I’m not saying there’s no point in including the quality of prose in book reviews. After all, those of us that do care about such matters are the going to be the same ones as read those reviews. But I’m interested in (and fearful for) the overall context. If an editor had to choose one or the other – great prose or a compelling story, I think there’s only one winner.
I want both dammit. and I do want more transparent stylists in genre fiction to*think* about what they’re doing and why.
Can anyone think of a transparent prose stylist in genre fiction who’s the equivalent of Hemingway? Just askin.l
And: everything Mark, Joe, and Hal said.
“Do people stop others in mid-conversation to inform them that what they are saying is clunky?”
Sure they do. The only time they use the word clunky though is when their working on their alibi. Most of the time though you stop them, point out what they said, mock them, laugh at them, and then let them continue.
What is clunky?
Your driving home from the best day of your life, your heads in the clouds as your rehashing the events of the day when, “BOOM”, your jarred out of your seat back into reality. That to me is clunky. Of course what you consider a pothole depends on what your driving, are you driving a Hummer or one of those itty bitty bubble cars? However, when a driver of a bubble car talks to the Hummer driver about potholes, they both know what the other is talking about despite their differences of what a pothole is.

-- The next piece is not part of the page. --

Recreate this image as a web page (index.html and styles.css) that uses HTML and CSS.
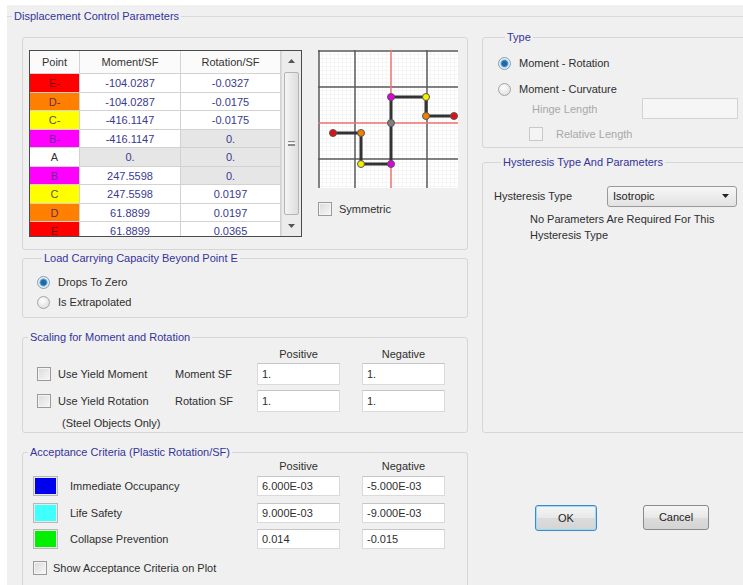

If I’m jarred out of an novel because of odd dialogue, names or events that to me is clunky. Of course this is a very generic term, and it covers a lot of ground. I bet when you talk about prose and rhythm and all that a lot of peoples eyes glaze over, but you say it’s clunky and a light goes off. In short, using the word, “clunky” is a very quick and easy way of explaining what you didn’t like about a book.
Perfect examples of clunky: The dialogues (if they can be called that) in the Star War prequels and Avatar. To call those insultingly lazy mishmashes anything longer than clunky would actually be wasting too much effort.
Genre writer with transparent writing style: Le Guin, especially her recent works. Read Searoad or Lavinia.